Director: Christopher McQuarrie
Run Time: 2 hours 28
As soon as Cruise’s face is on that big screen and he turns and flashes that $20 million toothy smile, he’s hooked you. His charm and screen presence is undeniable and when it comes to the Mission: Impossible franchise, he is peak Tom Cruise.
Which is why after 22 years playing Ethan Hunt, this franchise is still so successful at thrilling audiences with its mad daredevil stunts, heart-thumping action sequences and its promise of a thoroughly entertaining time. A promise it fulfils and then some because Mission: Impossible — Fallout is the best action movie of 2018 so far. How do you argue with a movie that pummels you with insane helicopter chases, intense hand-to-hand combat, a riveting motorcycle chase across Paris and more Tom Cruise running than you’ve ever seen before? You can’t. You just can’t. It leaves Bond in its wake, and after the iffy second and third movies, this is a franchise that keeps getting better.
Set two years after the last instalment, Mission: Impossible — Rogue Nation, the dastardly Syndicate group has morphed into the Apostles after the capture of its leader Solomon Lane (Sean Harris). When Ethan (Cruise), Benji (Simon Pegg) and Luther (Ving Rhames) receive intel that fundamentalist members of the Apostles plan to detonate three nuclear bombs in crowded religious centres, the team tries to disrupt the sale of the plutonium cores.
The mission fails when Ethan chooses to save Luther’s life and the bombs are in the wind. After the latest cock-up, CIA director Erica Sloan (Angela Bassett) sends her agent August Walker (a moustachioed Henry Cavill) on the next mission with Ethan. Walker is a brute force kind of guy, preferring to punch, shoot and kill first, which makes him Ethan’s opposite and foil.
The mission puts them in the path of a duplicitous arms dealer named White Widow (Vanessa Kirby), who is to serve as an intermediary for the plutonium cores, which Ethan can only get his hands on if he agrees to free Lane.
He also faces off with Ilsa (Rebecca Ferguson), the MI5 agent who’s determined to kill Lane. Ferguson’s return is a first for the franchise, which usually leaves its female cast members behind, only carrying over the men from one film to the next. Ditto with director Christopher McQuarrie, who previously directed Rogue Nation, becoming the first MI repeat director.
Mission Impossible has never been super concerned about legacy until now and it’s refreshing to see it devote so much story time and character development to the consequences of Ethan’s decades gallivanting around the world playing hero, which tends to leave a lot of collateral damage.
The story progression, as you’d expect from a spy thriller, has many twists and turns, double-triple-quadruple crosses, some of which you see coming from way off and some you don’t, and some of which is really stretching the realm of reality.
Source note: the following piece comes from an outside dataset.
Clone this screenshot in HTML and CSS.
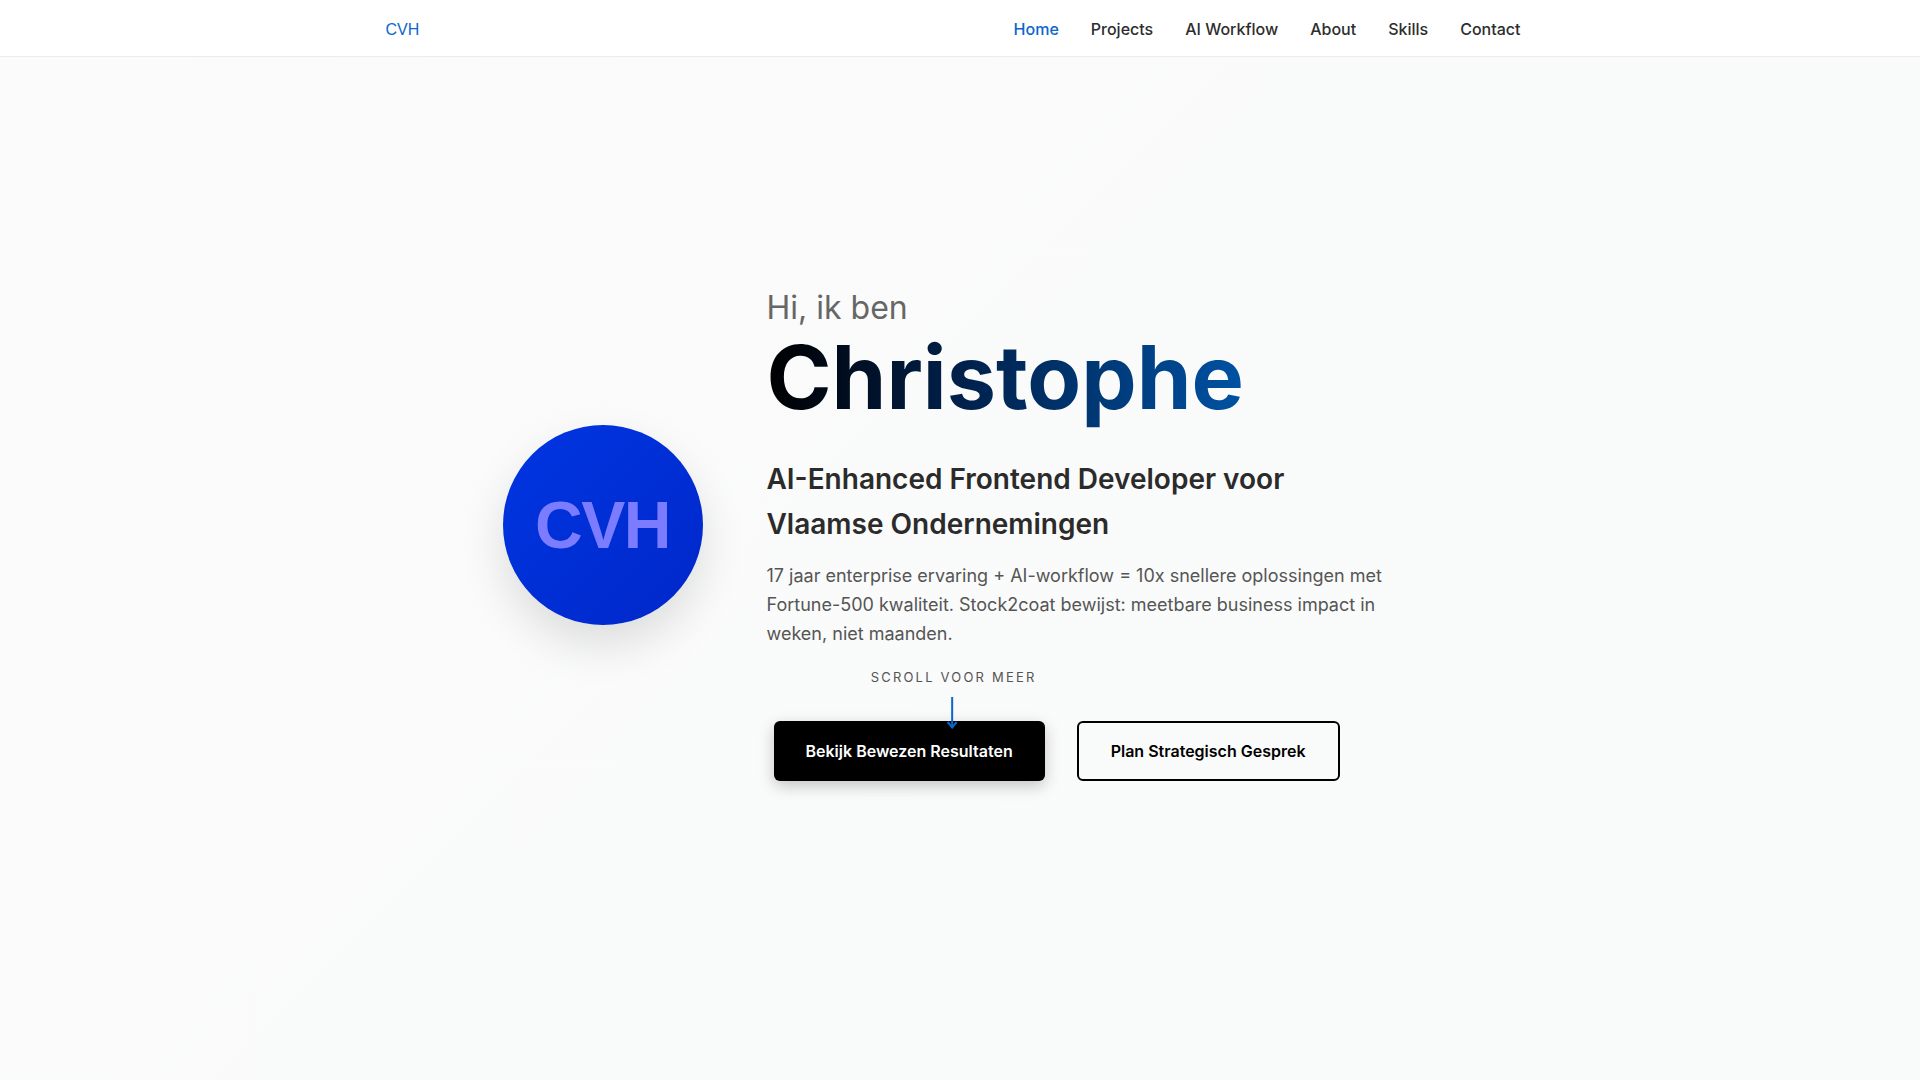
FILE: index.html
```html
<!DOCTYPE html>
<html lang="nl">
<head>
<meta charset="utf-8">
<title>CVH – Christophe</title>
<link rel="stylesheet" href="styles.css">
</head>
<body>
<header class="site-header">
  <div class="container nav-inner">
    <a class="logo" href="#">CVH</a>
    <nav class="nav-links">
      <a class="nav-link active" href="#">Home</a>
      <a class="nav-link" href="#projects">Projects</a>
      <a class="nav-link" href="#workflow">AI Workflow</a>
      <a class="nav-link" href="#about">About</a>
      <a class="nav-link" href="#skills">Skills</a>
      <a class="nav-link" href="#contact">Contact</a>
    </nav>
  </div>
</header>

<main>
  <section class="hero">
    <div class="hero-grid">
      <div class="avatar"><span class="avatar-text">CVH</span></div>
      <div class="hero-text">
        <p class="greeting">Hi, ik ben</p>
        <h1 class="name">Christophe</h1>
        <h2 class="tagline">AI-Enhanced Frontend Developer voor Vlaamse Ondernemingen</h2>
        <p class="intro">17 jaar enterprise ervaring + AI-workflow = 10x snellere oplossingen met Fortune-500 kwaliteit. Stock2coat bewijst: meetbare business impact in weken, niet maanden.</p>
        <div class="actions">
          <a class="btn btn-primary" href="#projects">Bekijk Bewezen Resultaten</a>
          <a class="btn btn-outline" href="#contact">Plan Strategisch Gesprek</a>
        </div>
      </div>
    </div>
    <div class="scroll-indicator">
      <span class="scroll-label">Scroll voor meer</span>
      <svg class="scroll-arrow" width="12" height="32" viewBox="0 0 12 32" aria-hidden="true">
        <line x1="6" y1="0" x2="6" y2="30" stroke="#0a66cc" stroke-width="2"/>
        <polyline points="1.5,25 6,30.5 10.5,25" fill="none" stroke="#0a66cc" stroke-width="2"/>
      </svg>
    </div>
  </section>
</main>
</body>
</html>
```

FILE: styles.css
```css
* { box-sizing: border-box; }

html, body {
  margin: 0;
  padding: 0;
}

body {
  font-family: "Inter", "Noto Sans", "Liberation Sans", sans-serif;
  background: linear-gradient(135deg, #fbfbfb 0%, #f9fafa 100%);
  color: #333;
  padding-right: 15px;
  min-height: 100vh;
}

a { text-decoration: none; }

.container {
  max-width: 1200px;
  margin: 0 auto;
  padding: 0 32px;
}

.site-header {
  background: #ffffff;
  border-bottom: 1px solid #ececec;
  margin-right: -15px;
  padding-right: 15px;
}

.nav-inner {
  height: 56px;
  display: flex;
  align-items: center;
  justify-content: space-between;
  padding-top: 2px;
}

.logo {
  font-family: "Liberation Sans", Arial, sans-serif;
  font-size: 16px;
  color: #0a66cc;
  margin-left: 1px;
  padding-top: 1px;
}

.nav-links {
  display: flex;
  gap: 32px;
}

.nav-link {
  font-size: 16px;
  font-weight: 500;
  color: #2d2d2d;
}

.nav-link.active { color: #0a66cc; }

.hero {
  position: relative;
  min-height: calc(100vh - 57px);
  display: flex;
  align-items: center;
  justify-content: center;
  padding-bottom: 67px;
}

.hero-grid {
  width: 900px;
  display: grid;
  grid-template-columns: 200px 1fr;
  column-gap: 64px;
  align-items: center;
}

.avatar {
  width: 200px;
  height: 200px;
  border-radius: 50%;
  background: linear-gradient(135deg, #0036e2 0%, #0027c9 100%);
  box-shadow: 0 20px 45px rgba(0, 0, 0, 0.12);
  display: flex;
  align-items: center;
  justify-content: center;
  margin-bottom: 20px;
}

.avatar-text {
  font-family: "Liberation Sans", Arial, sans-serif;
  font-weight: 700;
  font-size: 66px;
  letter-spacing: -1.5px;
  color: #7b7cff;
  line-height: 1;
}

.hero-text { min-width: 0; }

.greeting {
  margin: 3px 0 0;
  font-size: 32px;
  line-height: 32px;
  font-weight: 400;
  color: #666;
}

.name {
  margin: 0;
  display: inline-block;
  font-size: 88px;
  line-height: 1.21;
  font-weight: 700;
  background: linear-gradient(90deg, #000000 0%, #00204a 40%, #0052a3 100%);
  -webkit-background-clip: text;
  background-clip: text;
  color: transparent;
}

.tagline {
  margin: 26px 0 0;
  max-width: 610px;
  font-size: 28px;
  line-height: 1.6;
  font-weight: 600;
  color: #2b2b2b;
}

.intro {
  margin: 16px 0 0;
  font-size: 18px;
  line-height: 1.6;
  color: #555;
}

.actions {
  margin: 72px 0 0 7px;
  display: flex;
  gap: 32px;
}

.btn {
  display: inline-block;
  font-size: 16px;
  font-weight: 600;
  line-height: 24px;
  border-radius: 6px;
}

.btn-primary {
  background: #000;
  color: #fff;
  padding: 18px 32px;
  box-shadow: 0 5px 16px rgba(0, 0, 0, 0.22);
}

.btn-outline {
  background: transparent;
  color: #000;
  border: 2px solid #000;
  padding: 16px 32px;
}

.scroll-indicator {
  position: absolute;
  left: 50%;
  top: 612px;
  transform: translateX(-50%);
  display: flex;
  flex-direction: column;
  align-items: center;
  gap: 12px;
}

.scroll-label {
  font-size: 13px;
  line-height: 16px;
  letter-spacing: 2.2px;
  text-transform: uppercase;
  color: #555;
  margin-right: -2.2px;
}

.scroll-arrow { display: block; }
```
It’s not the strongest element of the movie but it’ll do — it’s best you don’t think about it too hard.
It’s not just that Ethan Hunt HALO jumps out of a plane 25,000 feet above the Earth’s surface in a vertigo-inducing sequence, it’s that Tom Cruise HALO jumps out of a plane 25,000 feet above the Earth’s surface and it’s Tom Cruise who broke his leg leaping across rooftops next to the Thames in London.
It creates a real sense of jeopardy for the audience. You’re constantly catching your breath. That’s the kind of exciting, adrenaline-pumping and visceral movie-going xperience Mission: Impossible is known for and delivers.
The only thing that lets the movie down (some story issues and one weirdly edited scene aside) is that it starts to drag in the last act. Coming in at almost two-and-a-half hours, Mission: Impossible — Fallout is definitely one action sequence too long, though I’d be pressed to nominate one to omit — a small quibble but one that prevents it from being a perfect action movie. So close.